Characters have a mind of their own and they can Rasputin all over the place. It took the Russian nobility an amazing amount of effort to kill him off. First they poisoned him, then they stabbed him again and again. But he just wouldn’t die. Then they drowned him. The rumor is that didn’t take either. Some say he’s been seen out in Siberia causing major mischief. Maybe we should check with Putin on that one.

That is what I am afraid of when I think about E.D. Had another character with those initials. Just can’t remember what those initials stand for but it’s not Erectile Dysfunction. He had a completely different set of issues. Had a real bad case of the casanova that caused problems up the ying-yang with all the ladies in a story called “Church”. A number of the women in that story, including the minister’s wife, showed up pregnant. I gave him the condom lecture but since when do characters listen. Last I saw him he had a husband after him with a shotgun. He was jumping out of a bedroom window in nothing but his altogethers.

Now this eccentricity that I have to suffer through doesn’t stop with names. It has a tendency to propagate into sentences and sometimes whole paragraphs when I am not sure what should be taking place.
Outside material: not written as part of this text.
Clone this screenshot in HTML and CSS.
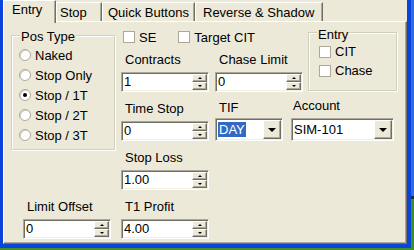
FILE: index.html
```html
<!DOCTYPE html>
<html lang="en">

<head>
    <meta charset="UTF-8">
    <meta name="viewport" content="width=device-width, initial-scale=1.0">
    <title>Order Settings</title>
    <link rel="stylesheet" href="styles.css">
</head>

<body>

    <div class="window">
        <div class="tabs">
            <div class="tab tab-entry active">Entry</div>
            <div class="tab tab-stop">Stop</div>
            <div class="tab tab-quick">Quick Buttons</div>
            <div class="tab tab-reverse">Reverse &amp; Shadow</div>
        </div>

        <div class="panel">
            <div class="group pos-type">
                <span class="legend">Pos Type</span>
                <label class="radio"><span class="dot"></span>Naked</label>
                <label class="radio"><span class="dot"></span>Stop Only</label>
                <label class="radio checked"><span class="dot"></span>Stop / 1T</label>
                <label class="radio"><span class="dot"></span>Stop / 2T</label>
                <label class="radio"><span class="dot"></span>Stop / 3T</label>
            </div>

            <div class="top">
                <div class="top-main">
                    <div class="checks">
                        <label class="check"><span class="box"></span>SE</label>
                        <label class="check"><span class="box"></span>Target CIT</label>
                    </div>
                    <div class="row">
                        <div class="field">
                            <div class="caption">Contracts</div>
                            <div class="spin"><input type="text" value="1"><span class="arrows"><span class="up"></span><span class="down"></span></span></div>
                        </div>
                        <div class="field">
                            <div class="caption">Chase Limit</div>
                            <div class="spin"><input type="text" value="0"><span class="arrows"><span class="up"></span><span class="down"></span></span></div>
                        </div>
                    </div>
                </div>
                <div class="group entry">
                    <span class="legend">Entry</span>
                    <label class="check"><span class="box"></span>CIT</label>
                    <label class="check"><span class="box"></span>Chase</label>
                </div>
            </div>

            <div class="row row-time">
                <div class="field">
                    <div class="caption">Time Stop</div>
                    <div class="spin"><input type="text" value="0"><span class="arrows"><span class="up"></span><span class="down"></span></span></div>
                </div>
                <div class="field field-tif">
                    <div class="caption">TIF</div>
                    <div class="combo combo-tif"><span class="value"><span class="selected">DAY</span></span><span class="drop"></span></div>
                </div>
                <div class="field field-account">
                    <div class="caption">Account</div>
                    <div class="combo combo-account"><span class="value">SIM-101</span><span class="drop"></span></div>
                </div>
            </div>

            <div class="field stop-loss">
                <div class="caption">Stop Loss</div>
                <div class="spin"><input type="text" value="1.00"><span class="arrows"><span class="up"></span><span class="down"></span></span></div>
            </div>

            <div class="field limit-offset">
                <div class="caption">Limit Offset</div>
                <div class="spin"><input type="text" value="0"><span class="arrows"><span class="up"></span><span class="down"></span></span></div>
            </div>

            <div class="field t1-profit">
                <div class="caption">T1 Profit</div>
                <div class="spin"><input type="text" value="4.00"><span class="arrows"><span class="up"></span><span class="down"></span></span></div>
            </div>
        </div>
    </div>

</body>

</html>
```

FILE: styles.css
```css
* {
    margin: 0;
    padding: 0;
    box-sizing: border-box;
    font-family: "Liberation Sans", Arial, sans-serif;
}

body {
    width: 414px;
    height: 250px;
    overflow: hidden;
    font-size: 13px;
    color: #000;
    background: linear-gradient(to bottom, #2f6be4 0 196px, #1c3524 196px 199px, #3f8f2d 199px);
}

.window {
    display: flex;
    flex-direction: column;
    width: 411px;
    height: 248px;
    background: #ece9d8;
    border-left: 3px solid #0a44dc;
    border-right: 4px solid #0a44dc;
    border-bottom: 4px solid #0a44dc;
}

/* tab strip */

.tabs {
    display: flex;
    align-items: flex-end;
    height: 21px;
}

.tab {
    height: 19px;
    padding-top: 2px;
    line-height: 16px;
    white-space: nowrap;
    background: #ece9d8;
    border-top: 1px solid #fff;
    border-left: 1px solid #fff;
    border-right: 1px solid #716f64;
    box-shadow: inset -1px 0 #aca899;
}

.tab.active {
    position: relative;
    z-index: 1;
    height: 23px;
    margin-bottom: -2px;
    padding-top: 1px;
}

.tab-entry {
    width: 53px;
    padding-left: 8px;
}

.tab-stop {
    width: 46px;
    padding-left: 3px;
}

.tab-quick {
    width: 93px;
    padding-left: 5px;
}

.tab-reverse {
    width: 128px;
    padding-left: 7px;
}

/* page body */

.panel {
    flex: 1;
    display: grid;
    grid-template-columns: 104px 1fr;
    grid-template-rows: 64px 40px 40px 40px;
    column-gap: 6px;
    row-gap: 9px;
    align-content: start;
    padding: 6px 0 0 7px;
    border-top: 1px solid #fff;
    border-left: 1px solid #fff;
    border-right: 1px solid #716f64;
    border-bottom: 1px solid #716f64;
    box-shadow: inset -1px -1px #aca899;
}

.group {
    position: relative;
    border: 1px solid #d0d0bf;
    box-shadow: inset 1px 1px #fff, 1px 1px #fff;
}

.legend {
    position: absolute;
    left: 8px;
    padding: 0 1px;
    line-height: 16px;
    background: #ece9d8;
}

.pos-type {
    grid-column: 1;
    grid-row: 1 / span 3;
    align-self: start;
    margin-top: 7px;
    padding: 9px 0 4px 7px;
}

.pos-type .legend {
    top: -7px;
}

.radio {
    display: flex;
    align-items: center;
    gap: 4px;
    height: 20px;
}

.dot {
    width: 12px;
    height: 12px;
    border-radius: 50%;
    background: #fff;
    border: 1px solid #aca899;
    box-shadow: inset 1px 1px #d6d3c6;
    display: flex;
    align-items: center;
    justify-content: center;
}

.radio.checked .dot::after {
    content: "";
    width: 4px;
    height: 4px;
    border-radius: 50%;
    background: #000;
}

.check {
    display: flex;
    align-items: center;
    gap: 4px;
    height: 19px;
}

.box {
    width: 12px;
    height: 12px;
    background: #fff;
    border: 1px solid #aca899;
}

.top {
    grid-column: 2;
    grid-row: 1;
    display: flex;
}

.top-main {
    width: 187px;
}

.checks {
    display: flex;
    gap: 22px;
    height: 16px;
    margin: 1px 0 7px 2px;
}

.checks .check {
    height: 16px;
}

.entry {
    width: 89px;
    height: 59px;
    margin-top: 4px;
    padding: 9px 0 0 10px;
}

.entry .legend {
    top: -6px;
}

.row {
    display: flex;
    gap: 6px;
}

.row-time {
    grid-column: 2;
    grid-row: 2;
}

.caption {
    line-height: 16px;
    padding-left: 4px;
    margin-bottom: 4px;
}

.spin {
    display: flex;
    width: 88px;
    height: 20px;
    background: #fff;
    border: 1px solid;
    border-color: #aca899 #fff #fff #aca899;
    box-shadow: inset 1px 1px #716f64, inset -1px -1px #f1efe2;
    padding: 1px;
}

.spin input {
    flex: 1;
    min-width: 0;
    border: none;
    outline: none;
    background: transparent;
    font-size: 13px;
    line-height: 16px;
    padding: 0 0 0 1px;
    color: #000;
}

.arrows {
    display: flex;
    flex-direction: column;
    width: 15px;
}

.up, .down {
    flex: 1;
    display: flex;
    align-items: center;
    justify-content: center;
    background: #ece9d8;
    border: 1px solid;
    border-color: #fff #716f64 #716f64 #fff;
    box-shadow: inset -1px -1px #aca899;
}

.up::after, .down::after {
    content: "";
    border-left: 2px solid transparent;
    border-right: 2px solid transparent;
}

.up::after {
    border-bottom: 2px solid #000;
}

.down::after {
    border-top: 2px solid #000;
}

.field-tif .caption {
    margin-top: -1px;
    margin-bottom: 2px;
}

.field-account {
    margin-left: 2px;
}

.field-account .caption {
    margin-top: -3px;
    padding-left: 2px;
}

.combo {
    display: flex;
    height: 23px;
    background: #fff;
    border: 1px solid;
    border-color: #aca899 #fff #fff #aca899;
    box-shadow: inset 1px 1px #716f64, inset -1px -1px #f1efe2;
    padding: 1px;
}

.combo-tif {
    width: 68px;
}

.combo-account {
    width: 103px;
}

.value {
    flex: 1;
    padding: 2px 0 0 1px;
    line-height: 15px;
}

.selected {
    display: inline-block;
    padding: 0 1px;
    background: #316ac5;
    color: #fff;
}

.drop {
    width: 18px;
    display: flex;
    align-items: center;
    justify-content: center;
    background: #ece9d8;
    border: 1px solid;
    border-color: #fff #716f64 #716f64 #fff;
    box-shadow: inset -1px -1px #aca899;
}

.drop::after {
    content: "";
    border-left: 4px solid transparent;
    border-right: 4px solid transparent;
    border-top: 4px solid #000;
}

.stop-loss {
    grid-column: 2;
    grid-row: 3;
}

.limit-offset {
    grid-column: 1;
    grid-row: 4;
    margin-left: 12px;
}

.t1-profit {
    grid-column: 2;
    grid-row: 4;
}
```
Some examples: “She stood on his lawn and hitchcocked her ex, then she went looking for a place to drop his corpus dilecti into.”

Of course, this honors the great director Alfred Hitchcock and the next one refers to the director Francis Ford Coppola. “He performed the coppola early that day, then he took a ride south to his favorite eatery for some pasta.”

You can imagine what a character might do if he spielberged or david-finchered across the planet. I am not quite sure but you can imagine.

Here’s some other ones.

He bonnie-and-clyded his way into the liquor store, pulled his gub and demanded a fifth of scotch from the clerk.” “Gub” refers to an article called a gun mentioned in the Woody Allen epic, “Take the Money and Run”.

“The artist started sloppy but he grew better. Later he found that sloppy was the way to go.” The artist in this one happens to be Jackson Pollack-ing all over the place.

“He grabbed hold of his life and shook it loose of the blues.”

“After six months, Perky broke off her romance with Hunkie. It wasn’t that the sex wasn’t peachy keen. It was. Lots of bodice ripping and muscles rippling. She just couldn’t take any more of his love for mirrors.”

“She’s the Starbucks of my life/I’m the Krispy Kreme of her heart.”

“She sprawled onto the lawn and kissed the ground he walked on. It tasted like chocolate and she had way too too much of a sweet tooth to not take a good bite out of the grass. Over the years that tooth had carried her from Hershey to Giardina to Rocky Mountain Chocolate to the Wee Willy Wonka in search of the perfect elixir. And here it was, in the footprints he left behind.”

And so forth. I know. This eccentricity sounds a little strange as all eccentricities do. That’s why they’re called eccentricities. But what can I do? It keeps my Muse amused. You see, she gets bored easily. And I do not want to bore her. No, sirree. She has a gub too and it is a big one. It is never pretty when my Muse takes over and does a sharknado to my prose.

Anyway all this doodleboggery sometimes leads me out to the edge. Unfortunately this is where it recently led:

“Jan Horstafeller vas a mighty fine fellow. He ate his haggalogen on Vod’s Day, Tor’s Day und Freya’s Day. As he scarfened down his haggalogen, his capagaggas growed to ten feet vide und twenty feet large und Jan Horstafeller vas only a vee bit of a Horstafeller. Haggalogen has tat effect on der person. It enlarges one’s capagaggas enormously. Yah, tat it does.”

I am so sorry but I couldn’t help myself. It’s just a little Doodleboggery.